Doctolib bannit les thérapeutes alternatifs
Sophie Conrard (avec APM news)
- 31 octobre 2022
D'ici 6 mois, il n'y aura plus de thérapeutes alternatifs sur la plateforme de prise de rendez-vous et de téléconsultation Doctolib. C'est ainsi que l'entreprise réagit à la polémique provoquée cet été par la découverte de naturopathes formés par des confrères accusés de dérives sectaires.
Fin août, Doctolib avait été vertement critiqué et interpellé par des ordres professionnels et des syndicats pour avoir référencé des personnes proposant des thérapies alternatives et de faux médecins. La société avait défendu sa position et suspendu plusieurs profils, puis annoncé l'ouverture d'une consultation sur les praticiens non réglementés.
Sa décision annoncée le 26 octobre est le résultat de cette consultation, qui a rassemblé pendant 6 semaines "une quarantaine d'acteurs", dont des conseils de l'ordre, des syndicats, des associations de patients, la Mission interministérielle de vigilance et de lutte contre les dérives sectaires (Miviludes), des représentants de professionnels du bien-être, ainsi que le comité médical de la société, composé de professionnels de santé bénévoles, explique Arthur Thirion, directeur France de Doctolib, interrogé par l'agence APMnews. Les autorités comme le ministère de la Santé "ont été tenues au courant" et apprécié la méthode, mais n'ont pas participé à la consultation.
Concrètement, cela veut dire que les 5 700 personnes exerçant des professions non réglementées seront retirées de la plateforme de Doctolib d'ici 6 mois, un délai contraint par les conditions d'abonnement de la société. Il s'agit essentiellement de naturopathes, sophrologues, hypnothérapeutes et psychanalystes. S'ils le souhaitent, ils peuvent quitter la plateforme avant ce délai, l'abonnement étant sans engagement, et "seront accompagnés par Doctolib sur la gestion des agendas, les données des patients, etc.".
Depuis septembre, ce type de professionnels ne pouvaient déjà plus s'abonner à la plateforme.

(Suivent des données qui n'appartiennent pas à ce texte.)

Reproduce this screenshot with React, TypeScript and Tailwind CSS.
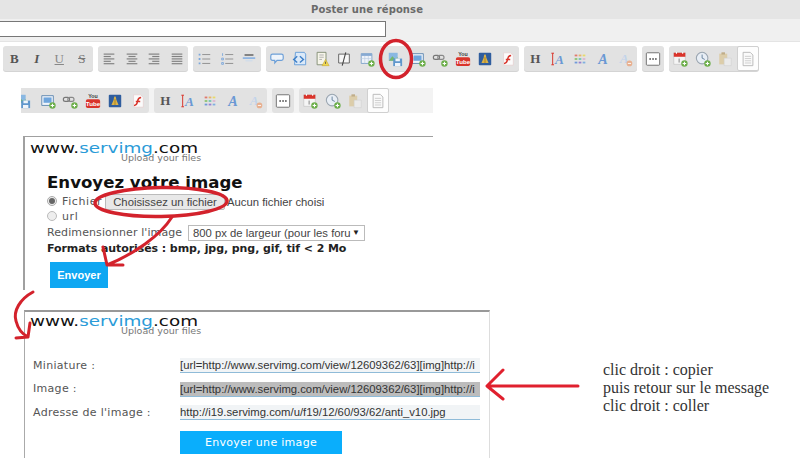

N° Adeli ou RPPS obligatoire
Désormais, pour s'inscrire sur Doctolib, les professionnels devront disposer d'un numéro Adeli ou RPPS (répertoire partagé des professionnels de santé). Rappelons qu'Adeli recense les auxiliaires médicaux, psychologues, assistants sociaux, ostéopathes, chiropracteurs et psychothérapeutes. Le RPPS rassemble les médecins, chirurgiens-dentistes, sages-femmes, pharmaciens, masseurs-kinésithérapeutes, pédicures-podologues et les infirmiers. En 2023, tous les professionnels du secteur sanitaire, social ou médico-social seront rassemblés dans le RPPS et Adeli être mis hors service, conformément à la feuille de route gouvernementale du numérique en santé.
"Le bien-être répond à une demande des patients, il peut faire partie des parcours de soins", a fait valoir Arthur Thirion. "Mais il n'est pas encadré par les autorités, et il n'y a aucun moyen objectif et exhaustif de vérifier le niveau de qualification ou le droit d'exercer de ces personnes." De plus, "Doctolib est aujourd'hui identifié comme un tiers de confiance dans la santé", et cette décision, "courageuse pour une entreprise privée", "va dans le sens de sa mission et de son éthique".
Toutes les pistes ont été envisagées, mais face à l'absence de critères objectifs sur ces professions, Doctolib estime que "ce n'est pas à nous de les choisir sur des critères subjectifs".
L'impact économique "n'a pas guidé notre décision", a ajouté le directeur. L'abonnement mensuel au logiciel de gestion de rendez-vous de Doctolib coûte 129 €, auxquels il faut ajouter 79 € pour téléconsulter. La société revendique un total de 170 000 praticiens en France et 320 000 en Europe.
Un rapprochement avec les ordres
Par ailleurs, Doctolib a renforcé les procédures de vérifications de droit d'exercice et mis en place des "canaux directs" avec les ordres. Les professionnels s'abonnant à la plateforme aujourd'hui n'apparaissent pas avant que leur droit d'exercer ait été vérifié par Doctolib. Une trentaine de personnes travaillent sur ces questions.
La société reçoit "quelques dizaines de signalements par mois", dont "la moitié concernent le processus de prise de rendez-vous, l'accueil ou des retards", des sujets "à régler entre le patient et le praticien". En cas de problème, "il y a des remontées automatiques aux autorités, police, justice et aux conseils nationaux", mais "c'est assez rare". Doctolib dit avoir découvert 4 cas de fraude sur les 250 000 professionnels ayant utilisé sa plateforme depuis 10 ans.